Single mothers, in my experience, have to work doubly hard. They don’t have the benefit or safety net of a dual-earning household. I wanted to go for graduate school but I couldn’t study anymore because by then, my son was already a toddler and I had to support him.
–Di Atienza


I was furious because Senator Sotto was not only belittling [Social Welfare] Secretary Taguiwalo, but also the other single mothers—and my mother.

Raising their child or children by themselves doesn’t make single mothers any less moraly fit.
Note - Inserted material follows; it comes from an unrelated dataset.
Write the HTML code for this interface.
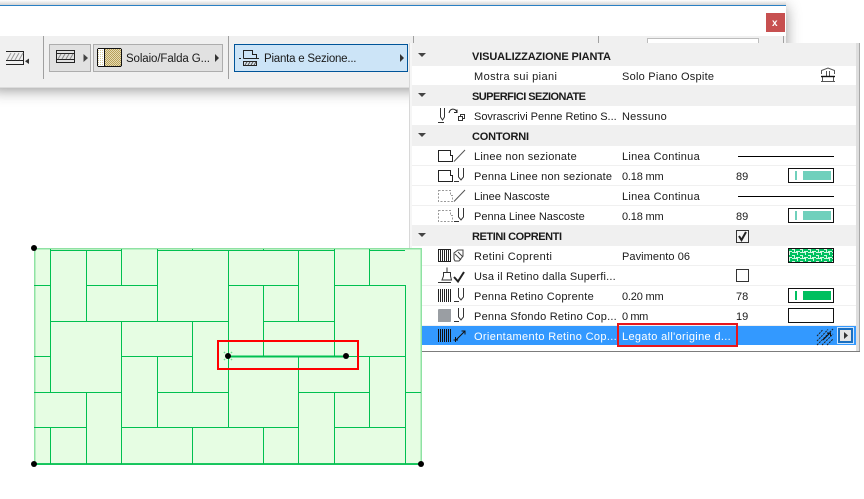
<!DOCTYPE html>
<html><head><meta charset="utf-8"><style>
html,body{margin:0;padding:0;background:#fff;width:864px;height:499px;overflow:hidden}
#win{position:absolute;left:-10px;top:5px;width:796px;height:83px;background:#fff;box-shadow:0 2px 14px rgba(0,0,0,.42)}
#top{position:absolute;left:0;top:0;width:786px;height:5px;background:linear-gradient(#fff,#d4d4d4)}
svg{position:absolute;left:0;top:0}
text{font-family:"Liberation Sans",sans-serif;font-size:11px;fill:#1a1a1a}
.b{font-weight:bold}
.w{fill:#fff}
</style></head><body>
<div id="win"></div><div id="top"></div>
<svg width="864" height="499" viewBox="0 0 864 499" shape-rendering="crispEdges">
<defs>
<pattern id="tan" width="2" height="2" patternUnits="userSpaceOnUse"><rect width="2" height="2" fill="#e6dcb4"/><rect width="1" height="1" fill="#b89f58"/><rect x="1" y="1" width="1" height="1" fill="#b89f58"/></pattern>
<pattern id="pale" width="2" height="2" patternUnits="userSpaceOnUse"><rect width="2" height="2" fill="#fff"/><rect width="1" height="1" fill="#d8cc9c"/></pattern>
<pattern id="ret" width="8" height="6" patternUnits="userSpaceOnUse"><rect width="8" height="6" fill="#00c060"/><path d="M0 .5H6M5.500 0V3M0 3.500H3M2.500 3V6M4 5.500H8" stroke="#d4f7e0" fill="none"/></pattern>
</defs>
<!-- window -->
<rect x="0" y="5" width="786" height="1" fill="#2a80c4"/>
<rect x="0" y="36" width="786" height="52" fill="#f0f0f0"/>
<rect x="0" y="87" width="786" height="1" fill="#dcdcdc"/>
<rect x="766" y="13" width="19" height="19" fill="#c75050"/>
<text x="772" y="26" class="b w" style="font-size:10px">x</text>
<g fill="#a0a0a0"><rect x="43" y="36" width="1" height="43"/><rect x="228" y="36" width="1" height="43"/><rect x="413" y="36" width="1" height="8"/><rect x="598" y="36" width="1" height="8"/><rect x="783" y="36" width="1" height="8"/></g>
<rect x="647.500" y="38.500" width="111" height="8" fill="#fff" stroke="#bdbdbd"/>
<!-- toolbar icon 1 -->
<g shape-rendering="auto">
<path d="M6 51.500H24M6 60.500H24M6 64.500H24M23.500 51V65" stroke="#222" fill="none"/>
<path d="M7 60L11 53M11 60L15 53M15 60L19 53M19 60L23 53" stroke="#999" fill="none"/>
<path d="M29 58.500V64L25 61.200Z" fill="#333"/>
</g>
<!-- btn 1 -->
<rect x="49.500" y="44.500" width="41" height="27" fill="#e1e1e1" stroke="#adadad"/>
<g shape-rendering="auto">
<path d="M56.500 50.500V62.500H74.500V50.500ZM56 53.500H75M56 59.500H75" stroke="#222" fill="none"/>
<path d="M58 59L61 54M62 59L65 54M66 59L69 54M70 59L73 54" stroke="#888" fill="none"/>
<path d="M83.500 54V62L88 58Z" fill="#444"/>
</g>
<!-- btn 2 -->
<rect x="93.500" y="44.500" width="129" height="27" fill="#e1e1e1" stroke="#adadad"/>
<rect x="97.500" y="48.500" width="24" height="18" rx="1.500" fill="url(#tan)" stroke="#111"/>
<rect x="98" y="49" width="6" height="17" fill="url(#pale)"/>
<rect x="104" y="49" width="1" height="17" fill="#111"/>
<text x="126" y="62" textLength="84" style="font-size:11.500px">Solaio/Falda G...</text>
<path d="M215 54V62L219 58Z" fill="#333" shape-rendering="auto"/>
<!-- btn 3 -->
<rect x="234.500" y="44.500" width="173" height="27" fill="#cce4f7" stroke="#005499"/>
<g shape-rendering="auto">
<path d="M239 58.500H241M243.500 58.500V50.500H252.500V54.500H256.500V58.500H243.500M256 58.500H259" stroke="#222" fill="none"/>
<path d="M243.500 61.500H256.500V65.500H243.500Z" stroke="#222" fill="#d8e4ee"/>
<path d="M245 65L247 62M248 65L250 62M251 65L253 62M254 65L256 62" stroke="#555" fill="none"/>
<path d="M400 54V62L404 58Z" fill="#333"/>
</g>
<text x="264" y="62" textLength="92.500" style="font-size:11.500px">Pianta e Sezione...</text>
<!-- panel -->
<rect x="409" y="43" width="451" height="308" fill="#f0f0f0"/>
<rect x="409" y="43" width="1" height="308" fill="#d8d8d8"/>
<rect x="410" y="43" width="2" height="308" fill="#f6f6f6"/>
<rect x="856" y="43" width="3" height="308" fill="#dedede"/>
<rect x="859" y="43" width="1" height="308" fill="#a8a8a8"/>
<rect x="409" y="351" width="451" height="1" fill="#7c7c7c"/>
<rect x="412" y="345" width="444" height="6" fill="#fff"/>
<g fill="#fff">
<rect x="412" y="66" width="444" height="19"/><rect x="412" y="106" width="444" height="19"/>
<rect x="412" y="146" width="444" height="19"/><rect x="412" y="166" width="444" height="19"/><rect x="412" y="186" width="444" height="19"/><rect x="412" y="206" width="444" height="19"/>
<rect x="412" y="246" width="444" height="19"/><rect x="412" y="266" width="444" height="19"/><rect x="412" y="286" width="444" height="19"/><rect x="412" y="306" width="444" height="19"/>
</g>
<rect x="412" y="326" width="444" height="19" fill="#3399ff"/>
<g fill="#444" shape-rendering="auto">
<path d="M418 53H426L422 57Z"/><path d="M418 93H426L422 97Z"/><path d="M418 133H426L422 137Z"/><path d="M418 233H426L422 237Z"/>
</g>
<text x="472" y="60" class="b" textLength="139">VISUALIZZAZIONE PIANTA</text>
<text x="472" y="100" class="b" textLength="114">SUPERFICI SEZIONATE</text>
<text x="472" y="140" class="b" textLength="57">CONTORNI</text>
<text x="472" y="240" class="b" textLength="90">RETINI COPRENTI</text>
<text x="474" y="80" textLength="83">Mostra sui piani</text><text x="622" y="80" textLength="92">Solo Piano Ospite</text>
<text x="474" y="120" textLength="142.700">Sovrascrivi Penne Retino S...</text><text x="622" y="120" textLength="44.700">Nessuno</text>
<text x="474" y="160" textLength="102.700">Linee non sezionate</text><text x="622" y="160" textLength="77.700">Linea Continua</text>
<text x="474" y="180" textLength="138">Penna Linee non sezionate</text><text x="622" y="180" textLength="41.700">0.18 mm</text><text x="736" y="180">89</text>
<text x="474" y="200" textLength="75.700">Linee Nascoste</text><text x="622" y="200" textLength="77.700">Linea Continua</text>
<text x="474" y="220" textLength="110.700">Penna Linee Nascoste</text><text x="622" y="220" textLength="41.700">0.18 mm</text><text x="736" y="220">89</text>
<text x="474" y="260" textLength="78">Retini Coprenti</text><text x="622" y="260" textLength="68">Pavimento 06</text>
<text x="474" y="280" textLength="141.700">Usa il Retino dalla Superfi...</text>
<text x="474" y="300" textLength="119.700">Penna Retino Coprente</text><text x="622" y="300" textLength="41.700">0.20 mm</text><text x="736" y="300">78</text>
<text x="474" y="320" textLength="142.700">Penna Sfondo Retino Cop...</text><text x="622" y="320" textLength="26.300">0 mm</text><text x="736" y="320">19</text>
<text x="474" y="340" textLength="142.700" style="fill:#fff">Orientamento Retino Cop...</text>
<text x="622" y="340" textLength="108.700" style="fill:#fff">Legato all'origine d...</text>
<!-- lines & swatches -->
<rect x="738" y="156" width="96" height="1" fill="#000"/><rect x="738" y="196" width="96" height="1" fill="#000"/>
<g fill="#fff" stroke="#111">
<rect x="788.500" y="168.500" width="45" height="14"/><rect x="788.500" y="208.500" width="45" height="14"/>
<rect x="788.500" y="288.500" width="45" height="14"/><rect x="788.500" y="308.500" width="45" height="14"/>
</g>
<g fill="#70d0bc"><rect x="795" y="171" width="2" height="9"/><rect x="803" y="171" width="28" height="9"/><rect x="795" y="211" width="2" height="9"/><rect x="803" y="211" width="28" height="9"/></g>
<g fill="#00bf5f"><rect x="795" y="291" width="2" height="9"/><rect x="803" y="291" width="28" height="9"/></g>
<rect x="788.500" y="248.500" width="45" height="14" fill="url(#ret)" stroke="#111"/>
<!-- checkboxes -->
<rect x="736.500" y="230.500" width="12" height="12" fill="#f4f4f4" stroke="#333"/>
<path d="M739 236L741.500 240L746 232" stroke="#222" stroke-width="2" fill="none" shape-rendering="auto"/>
<rect x="736.500" y="269.500" width="12" height="12" fill="#fff" stroke="#333"/>
<!-- building icon -->
<g shape-rendering="auto" fill="none" stroke="#555"><path d="M821.500 74V70.500L828 68L834.500 70.500V74M821 81.500H835M826.500 71V76M829.500 71V76M822.500 77V81M833.500 77V81"/><path d="M821 76.500H835" stroke="#111" stroke-width="1.400"/></g>
<!-- left icons -->
<g shape-rendering="auto" fill="none" stroke="#333">
<path d="M440.500 108V117L442.500 120L444.500 117V108M438 122.500H444"/>
<path d="M449 113C450 108 455 108 457 112M457 109.500V112.500H454" stroke="#222"/>
<rect x="458.500" y="116.500" width="4" height="4"/><path d="M460.500 116.500V114.500H464.500V118.500H462.500"/>
<path d="M438.500 150.500H450.500V155.500H452.500V161.500H438.500Z" stroke="#222"/><path d="M454 161.500L465 150" stroke="#555"/>
<path d="M438.500 170.500H450.500V175.500H452.500V181.500H438.500Z" stroke="#222"/>
<path d="M458.500 168V177L461 180L463.500 177V168M454 181.500H459" stroke="#333"/>
<path d="M438.500 190.500H450.500V195.500H452.500V201.500H438.500Z" stroke="#999" stroke-dasharray="2 1.500"/><path d="M454 201.500L465 190" stroke="#555"/>
<path d="M438.500 210.500H450.500V215.500H452.500V221.500H438.500Z" stroke="#999" stroke-dasharray="2 1.500"/>
<path d="M458.500 208V217L461 220L463.500 217V208M454 221.500H459" stroke="#333"/>
<rect x="438.500" y="249.500" width="12" height="12" stroke="#222"/>
<path d="M440.500 250V261M442.500 250V261M444.500 250V261M446.500 250V261M448.500 250V261" stroke="#222"/>
<path d="M454 259V253L458 250H463V256L459 261H455ZM455 254L461 260M458 252L463 257" stroke="#444"/>
<path d="M447 267.500V272M443.500 272.500H450.500V276L451.500 280H442L443.500 276ZM438 282.500H451" stroke="#333"/>
<path d="M454 277L458 281.500L464 272" stroke="#222" stroke-width="2"/>
<path d="M438.500 289V302M440.500 289V302M442.500 289V302M444.500 289V302M446.500 289V302M448.500 289V302M450.500 289V302" stroke="#222"/>
<path d="M458.500 288V297L461 300L463.500 297V288M454 301.500H459" stroke="#333"/>
<path d="M458.500 308V317L461 320L463.500 317V308M454 321.500H459" stroke="#333"/>
<path d="M438.500 329V342M440.500 329V342M442.500 329V342M444.500 329V342M446.500 329V342M448.500 329V342M450.500 329V342" stroke="#111"/>
<path d="M456 340L465 331M461.500 331H465V334.500M455.500 337V342M453.500 340H458" stroke="#111"/>
</g>
<rect x="438" y="309" width="13" height="13" rx="1" fill="#9a9ea3"/>
<!-- selected right icons -->
<g shape-rendering="auto" fill="none" stroke="#222" stroke-dasharray="2 1">
<path d="M817 336L823 329.500M817 341L828 329.500M817 345L833 329M822 345L833 334M827 345L833 339"/>
</g>
<path d="M823 340L830 333M827 333H830.500V336.500" fill="none" stroke="#111" shape-rendering="auto"/>
<rect x="837.500" y="327.500" width="16" height="16" fill="#1a6fc0" stroke="#cfe6ff"/>
<rect x="840" y="330" width="11" height="11" fill="#e4e4e4"/>
<path d="M844 332V339L848 335.500Z" fill="#333" shape-rendering="auto"/>
<!-- drawing -->
<rect x="34.500" y="248.500" width="386.500" height="215.500" fill="#e6fde3" stroke="#8fe2a3" stroke-width="1.500"/>
<path fill="none" stroke="#00c050" stroke-width="1" d="
M50.500 249V392M50.500 427V464
M86.500 250V321M86.500 392V464
M121.500 249V285M121.500 321V464
M157.500 249V321M157.500 356V427
M192.500 321V392M192.500 427V464M192.500 249V250
M228.500 250V427
M263.500 285V356M263.500 427V464M263.500 249V250
M298.500 250V321M298.500 356V464
M334.500 249V356M334.500 392V464
M369.500 249V285M369.500 356V427
M405.500 285V464
M34 285.500H50M86 285.500H157M228 285.500H298M334 285.500H405
M50 321.500H228M263 321.500H334
M34 356.500H50M121 356.500H192M334 356.500H405
M34 392.500H121M157 392.500H228M298 392.500H369M405 392.500H421
M34 427.500H86M121 427.500H298M334 427.500H405
M50 250.500H121M157 250.500H334M369 250.500H405"/>
<rect x="34" y="463" width="387" height="2" fill="#00c050" opacity=".85"/>
<rect x="228" y="355.500" width="118" height="2" fill="#00c050"/>
<rect x="218" y="341" width="140" height="28" fill="none" stroke="#ff0000" stroke-width="2"/>
<rect x="618" y="324" width="119" height="22" fill="none" stroke="#e8161c" stroke-width="2"/>
<g fill="#000" shape-rendering="auto"><circle cx="34" cy="248" r="3"/><circle cx="34" cy="464" r="3"/><circle cx="421" cy="464" r="3"/><circle cx="228" cy="356" r="3"/><circle cx="346" cy="356" r="3"/></g>
<path d="M225 353l-1-1M231 353l1-1M225 359l-1 1M231 359l1 1" stroke="#6fdc8e" stroke-width="1.500" shape-rendering="auto"/>
</svg>
</body></html>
It only shows how strong they are in facing the responsibilities that should also be faced by the father of her child/children.

Sotto only showed he was a stupid senator, a bad example of a public servant.

To mom and other single mommies, thank you for raising us and for teaching us to respect others, something that Tito Sotto clearly doesn’t do.

–Erika Pelayo

‘You will always be enough’

There’s a twist: because even though you didn’t believe those words that came out of the foul mouth of Tito Sotto, there is that part of the problem only single mothers will understand.

Growing up, I lived in a world where families were complete; where my playmates had both parents. The other kids had someone to call “Daddy.” I, however, had to sit in a corner whenever it was Father’s Day. I remember in kindergarten, my teacher would ask us to draw our family and I’d always draw my Nanay and I. Just us.

Kira Jorgio and mom Jinky

Kira Jorgio and mom Jinky

I would always draw my Nanay wearing a crown because then until now, she is queen in my eyes.

My “na-ano lang” worked in government, a newspaper and other jobs just to make sure I was well-fed and well-cared for.

“Na-ano lang” braved (Supertyphoon “Yolanda”) Haiyan in Tacloban in 2013 and helped victims recover.

“Na-ano lang” should have been resting now, but she continues to support me in my dreams of becoming a lawyer.

To my Nanay Jinky, I’m sorry we have to live in this world where misogynistic pigs belittle your efforts. I promise to protect you. Rest assured you are loved. And you will always be enough.